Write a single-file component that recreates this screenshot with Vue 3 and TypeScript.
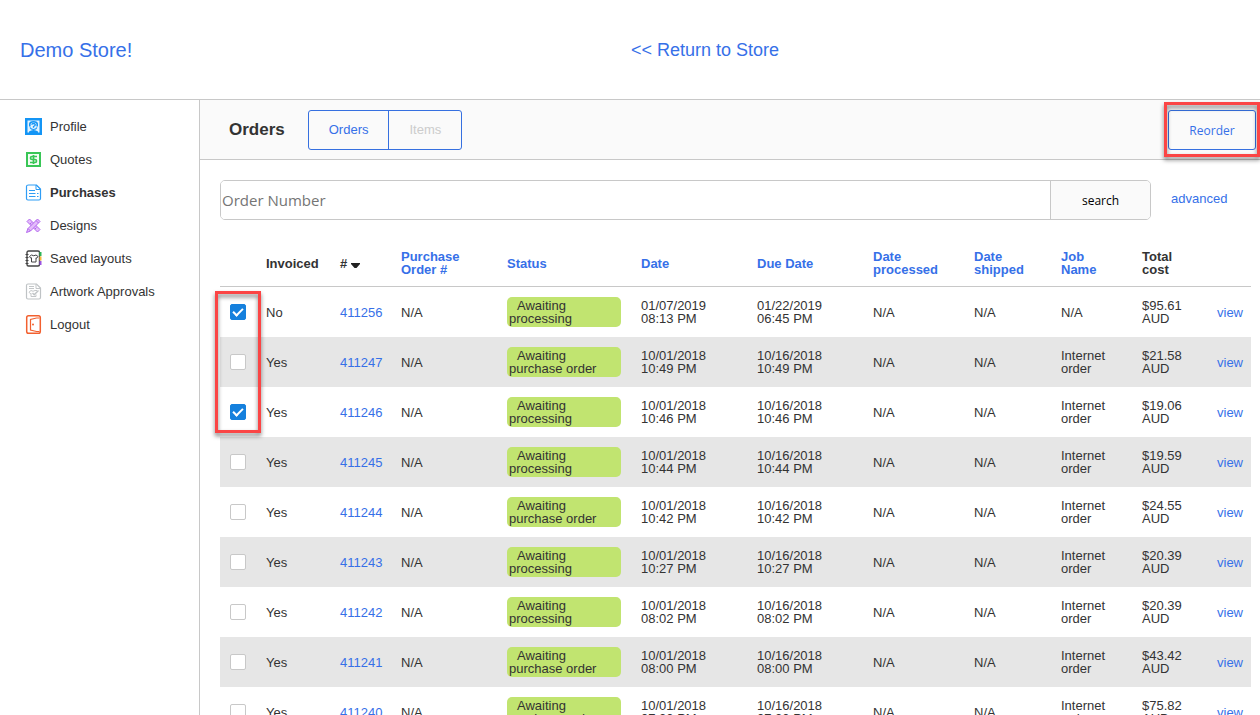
<script setup lang="ts">
import { reactive, ref } from 'vue'

interface Order {
  id: string
  invoiced: string
  status: string
  date: [string, string]
  due: [string, string]
  job: string
  cost: string
  selected: boolean
}

const menu = [
  { icon: 'profile', label: 'Profile' },
  { icon: 'quotes', label: 'Quotes' },
  { icon: 'purchases', label: 'Purchases' },
  { icon: 'designs', label: 'Designs' },
  { icon: 'layouts', label: 'Saved layouts' },
  { icon: 'approvals', label: 'Artwork Approvals' },
  { icon: 'logout', label: 'Logout' },
]
const active = 'Purchases'
const query = ref('')

function order(id: string, invoiced: string, status: string, day: string, dueDay: string, time: string, job: string, cost: string, selected = false, dueTime = time): Order {
  return { id, invoiced, status, date: [day, time], due: [dueDay, dueTime], job, cost, selected }
}

const oct = '10/01/2018'
const octDue = '10/16/2018'
const orders = reactive<Order[]>([
  order('411256', 'No', 'processing', '01/07/2019', '01/22/2019', '08:13 PM', 'N/A', '$95.61', true, '06:45 PM'),
  order('411247', 'Yes', 'purchase order', oct, octDue, '10:49 PM', 'Internet order', '$21.58'),
  order('411246', 'Yes', 'processing', oct, octDue, '10:46 PM', 'Internet order', '$19.06', true),
  order('411245', 'Yes', 'processing', oct, octDue, '10:44 PM', 'Internet order', '$19.59'),
  order('411244', 'Yes', 'purchase order', oct, octDue, '10:42 PM', 'Internet order', '$24.55'),
  order('411243', 'Yes', 'processing', oct, octDue, '10:27 PM', 'Internet order', '$20.39'),
  order('411242', 'Yes', 'processing', oct, octDue, '08:02 PM', 'Internet order', '$20.39'),
  order('411241', 'Yes', 'purchase order', oct, octDue, '08:00 PM', 'Internet order', '$43.42'),
  order('411240', 'Yes', 'purchase order', oct, octDue, '07:20 PM', 'Internet order', '$75.82'),
])
</script>

<template>
  <div class="page">
    <header class="top">
      <a class="brand" href="#">Demo Store!</a>
      <a class="return" href="#">&lt;&lt; Return to Store</a>
    </header>
    <div class="body">
      <nav class="side">
        <a v-for="m in menu" :key="m.label" href="#" class="item" :class="{ active: m.label === active }">
          <svg class="icon" viewBox="0 0 17 17" fill="none" aria-hidden="true">
            <template v-if="m.icon === 'profile'">
              <rect width="17" height="17" fill="#1495f5" />
              <path d="M2.500 2.500h12v12h-12z" fill="#e4f3fe" />
              <path d="M4 15v-1.500Q6 12 8.500 12t4.500 1.500V15z" fill="#1495f5" />
              <path d="M4.800 8.500V6q0-2.300 3.700-2.300T12.200 6v2.500" stroke="#1495f5" stroke-width="1.600" />
              <path d="M6.700 6.700q.2-1.200 1.800-1.200t1.800 1.200-1.800 1.800v1.200" stroke="#1495f5" stroke-width="1.300" />
              <path d="M5 9.500q1 2 3.500 2t3.500-2" stroke="#1495f5" stroke-width="1.200" />
            </template>
            <template v-else-if="m.icon === 'quotes'">
              <rect x="2" y="2" width="13" height="13" stroke="#39c656" stroke-width="2" fill="#f4fcf5" />
              <path d="M12 5.500H7q-1.500 0-1.500 1.500T7 8.500h3q1.500 0 1.500 1.500T10 11.500H5M8.500 4v9" stroke="#39c656" stroke-width="1.700" />
            </template>
            <template v-else-if="m.icon === 'purchases'">
              <path d="M3.500 1h8L15.500 5v9.500q0 1.500-1.500 1.500H3q-1.500 0-1.500-1.500V2.500Q1.500 1 3.500 1z" stroke="#2f9df5" stroke-width="1.200" />
              <path d="M11 1v4.500h4.500zM4 6.500h6M4 9.500h6.500M4 12.500h6.500M12 9.500h1.500M12 12.500h1.500" stroke="#2f9df5" />
            </template>
            <template v-else-if="m.icon === 'designs'">
              <path d="M2 4.500 4.500 2 15 12.500 12.500 15z" fill="#e4bcfb" stroke="#b368ee" />
              <path d="M5 7l1.500-1.500M7.500 9.500 9 8M10 12l1.500-1.500" stroke="#b368ee" />
              <path d="M12.500 2 15 4.500 5.500 14 1.500 15.500 3 11.500z" fill="#e4bcfb" stroke="#b368ee" />
              <path d="M11 3.500 13.500 6M3 11.500 5.500 14" stroke="#b368ee" />
            </template>
            <template v-else-if="m.icon === 'layouts'">
              <rect x="2" y="1" width="12.500" height="15" rx="1.500" stroke="#444" stroke-width="1.400" />
              <path d="M0.500 4.500h3M0.500 7.500h3M0.500 10.500h3M0.500 13.500h3" stroke="#444" />
              <path d="M6.500 5 4.500 6.500l1.300 1.700.7-.4v4.200h4.500V7.800l.7.4L13 6.500 11 5q-2.200 1.500-4.500 0z" stroke="#444" />
              <path d="M15.500 2v4" stroke="#2fb457" stroke-width="2" />
              <path d="M15.500 6.500v4" stroke="#f5b83d" stroke-width="2" />
              <path d="M15.500 11v4" stroke="#9a55e0" stroke-width="2" />
            </template>
            <template v-else-if="m.icon === 'approvals'">
              <path d="M3 1h8.500L15.500 5v9.500q0 1.500-1.500 1.500H3q-1.500 0-1.500-1.500v-12Q1.500 1 3 1z" stroke="#bfc3c5" stroke-width="1.200" />
              <path d="M11 1v4.500h4.500M4 3.500h5M4 5.500h5M6 7.500l-2 1.700 1.300 1.500.7-.5v3.300h5v-2M6 7.500q2 1.500 4 0h2" stroke="#c3c6c8" />
              <path d="M7.500 10l1.700 1.700L13.500 7.500" stroke="#bfc3c5" stroke-width="1.400" />
            </template>
            <template v-else>
              <rect x="1.700" y="-0.300" width="13.600" height="17.600" rx="1.800" stroke="#f2602f" stroke-width="1.500" />
              <path d="M14.500 2H11.500L5.500 3.500v10.500l6 1.500h3" stroke="#f2602f" stroke-width="1.200" />
              <circle cx="8" cy="8.500" r="1" fill="#f2602f" />
            </template>
          </svg>
          <span>{{ m.label }}</span>
        </a>
      </nav>
      <main class="main">
        <div class="toolbar">
          <h1>Orders</h1>
          <div class="tabs">
            <button type="button">Orders</button>
            <button type="button" disabled>Items</button>
          </div>
          <div class="reorder">
            <button type="button">Reorder</button>
            <div class="callout"></div>
          </div>
        </div>
        <div class="content">
          <form class="find" @submit.prevent>
            <div class="field">
              <input v-model="query" type="text" placeholder="Order Number" aria-label="Order Number" />
              <button type="submit">search</button>
            </div>
            <a href="#">advanced</a>
          </form>
          <div class="list">
            <table>
              <colgroup>
                <col class="w36" /><col class="w74" /><col class="w61" /><col class="w106" />
                <col class="w134" /><col class="w116" /><col class="w116" /><col class="w101" />
                <col class="w87" /><col class="w81" /><col class="w75" /><col class="w44" />
              </colgroup>
              <thead>
                <tr>
                  <th></th>
                  <th>Invoiced</th>
                  <th class="sorted"># <svg width="9" height="5" viewBox="0 0 9 5" aria-hidden="true"><path d="M0 0h9v1L5.500 5h-2L0 1z" fill="#222" /></svg></th>
                  <th><a href="#">Purchase Order #</a></th>
                  <th><a href="#">Status</a></th>
                  <th><a href="#">Date</a></th>
                  <th><a href="#">Due Date</a></th>
                  <th><a href="#">Date processed</a></th>
                  <th><a href="#">Date shipped</a></th>
                  <th><a href="#">Job<br />Name</a></th>
                  <th>Total<br />cost</th>
                  <th></th>
                </tr>
              </thead>
              <tbody>
                <tr v-for="o in orders" :key="o.id">
                  <td><input v-model="o.selected" type="checkbox" :aria-label="'Select order ' + o.id" /></td>
                  <td>{{ o.invoiced }}</td>
                  <td><a href="#">{{ o.id }}</a></td>
                  <td>N/A</td>
                  <td><div class="status">Awaiting<br />{{ o.status }}</div></td>
                  <td>{{ o.date[0] }}<br />{{ o.date[1] }}</td>
                  <td>{{ o.due[0] }}<br />{{ o.due[1] }}</td>
                  <td>N/A</td>
                  <td>N/A</td>
                  <td>{{ o.job }}</td>
                  <td>{{ o.cost }}<br />AUD</td>
                  <td><a href="#">view</a></td>
                </tr>
              </tbody>
            </table>
            <div class="callout picks"></div>
          </div>
        </div>
      </main>
    </div>
  </div>
</template>

<style>
body {
  margin: 0;
  background: #fff;
}
</style>

<style scoped>
* {
  box-sizing: border-box;
}
.page {
  height: 100vh;
  display: flex;
  flex-direction: column;
  overflow: hidden;
  font: 13px/13px "Liberation Sans", Arial, sans-serif;
  color: #333;
}
a {
  color: #3670e8;
  text-decoration: none;
}
button,
input {
  margin: 0;
  font-family: "Open Sans", Tahoma, sans-serif;
}
.top {
  flex: none;
  display: grid;
  grid-template-columns: 1fr 1fr;
  align-items: center;
  height: 100px;
  border-bottom: 1px solid #c8c8c8;
}
.brand {
  padding-left: 20px;
  font-size: 20px;
  line-height: 24px;
}
.return {
  padding-left: 1px;
  font-size: 18px;
  line-height: 24px;
}
.body {
  flex: 1;
  min-height: 0;
  display: flex;
}
.side {
  flex: none;
  width: 200px;
  padding: 10px 0 0 25px;
  border-right: 1px solid #c8c8c8;
}
.item {
  display: flex;
  align-items: center;
  gap: 8px;
  height: 33px;
  color: #333;
}
.item.active {
  font-weight: bold;
}
.icon {
  width: 17px;
  height: 17px;
  overflow: visible;
}
.main {
  flex: 1;
  min-width: 0;
  overflow: hidden auto;
  scrollbar-width: none;
}
.toolbar {
  display: flex;
  align-items: center;
  height: 60px;
  padding: 0 4px 0 29px;
  background: #fafafa;
  border-bottom: 1px solid #c8c8c8;
}
h1 {
  margin: 0 23px 0 0;
  font-size: 17px;
  line-height: 20px;
}
.tabs {
  display: flex;
  height: 40px;
  border: 1px solid #3670e0;
  border-radius: 3px;
}
.tabs button {
  padding: 0 20px;
  border: 0;
  background: none;
  font: 13px "Liberation Sans", Arial, sans-serif;
  color: #3670e8;
}
.tabs button + button {
  border-left: 1px solid #3670e0;
}
.tabs button:disabled {
  color: #ccc;
}
.reorder {
  position: relative;
  margin-left: auto;
}
.reorder button {
  display: block;
  width: 88px;
  height: 40px;
  padding: 2px 0 0;
  border: 1px solid #3670e0;
  border-radius: 3px;
  background: none;
  font-size: 12px;
  color: #3670e8;
}
.callout {
  position: absolute;
  inset: -8px -4px -7px;
  border: 3px solid #fb4545;
  filter: drop-shadow(0 3px 2px rgba(0, 0, 0, 0.5));
  pointer-events: none;
}
.content {
  padding: 20px 9px 0 20px;
}
.find {
  display: flex;
  margin-bottom: 20px;
}
.field {
  flex: 1;
  display: flex;
  height: 40px;
  border: 1px solid #c8c8c8;
  border-radius: 5px;
  overflow: hidden;
}
.field input {
  flex: 1;
  min-width: 0;
  padding: 0 1px;
  border: 0;
  background: #fff;
  font-size: 15px;
  color: #333;
}
.field input::placeholder {
  color: #757575;
}
.field button {
  width: 100px;
  padding: 0;
  border: 0;
  border-left: 1px solid #c8c8c8;
  background: #fafafa;
  font-size: 12px;
  color: #000;
}
.find > a {
  width: 100px;
  padding: 12px 0 0 20px;
}
.list {
  position: relative;
}
table {
  width: 100%;
  table-layout: fixed;
  border-collapse: separate;
  border-spacing: 0;
}
.w36 { width: 36px; }
.w74 { width: 74px; }
.w61 { width: 61px; }
.w106 { width: 106px; }
.w134 { width: 134px; }
.w116 { width: 116px; }
.w101 { width: 101px; }
.w87 { width: 87px; }
.w81 { width: 81px; }
.w75 { width: 75px; }
.w44 { width: 44px; }
th,
td {
  padding: 0 10px;
  text-align: left;
  vertical-align: middle;
}
th {
  height: 47px;
  border-bottom: 1px solid #c8c8c8;
}
.sorted {
  white-space: nowrap;
}
td {
  height: 50px;
}
tbody tr:nth-child(even) {
  background: #e6e6e6;
}
td input {
  appearance: none;
  display: block;
  width: 16px;
  height: 16px;
  border: 1px solid #c8c8c8;
  border-radius: 2px;
  background: #fff;
}
td input:checked {
  border-color: #1580dd;
  background: #1580dd;
}
td input:checked::after {
  content: "";
  box-sizing: border-box;
  display: block;
  width: 10px;
  height: 6px;
  margin: 3px 2px;
  border: solid #fff;
  border-width: 0 0 2px 2px;
  transform: rotate(-45deg);
}
.status {
  width: 114px;
  height: 30px;
  padding: 2px;
  border-radius: 5px;
  background: #c1e470;
  text-indent: 8px;
}
.callout.picks {
  inset: 51px auto auto -5px;
  width: 46px;
  height: 142px;
}
</style>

_ _ _ _ _

YOUR GOAL:
Copy nothing but the lines from the first one in the listing through the line with "const query = ref('')", and omit the pictures.

ANSWER FOR THIS EXERCISE:
Write a single-file component that recreates this screenshot with Vue 3 and TypeScript.
<script setup lang="ts">
import { reactive, ref } from 'vue'

interface Order {
  id: string
  invoiced: string
  status: string
  date: [string, string]
  due: [string, string]
  job: string
  cost: string
  selected: boolean
}

const menu = [
  { icon: 'profile', label: 'Profile' },
  { icon: 'quotes', label: 'Quotes' },
  { icon: 'purchases', label: 'Purchases' },
  { icon: 'designs', label: 'Designs' },
  { icon: 'layouts', label: 'Saved layouts' },
  { icon: 'approvals', label: 'Artwork Approvals' },
  { icon: 'logout', label: 'Logout' },
]
const active = 'Purchases'
const query = ref('')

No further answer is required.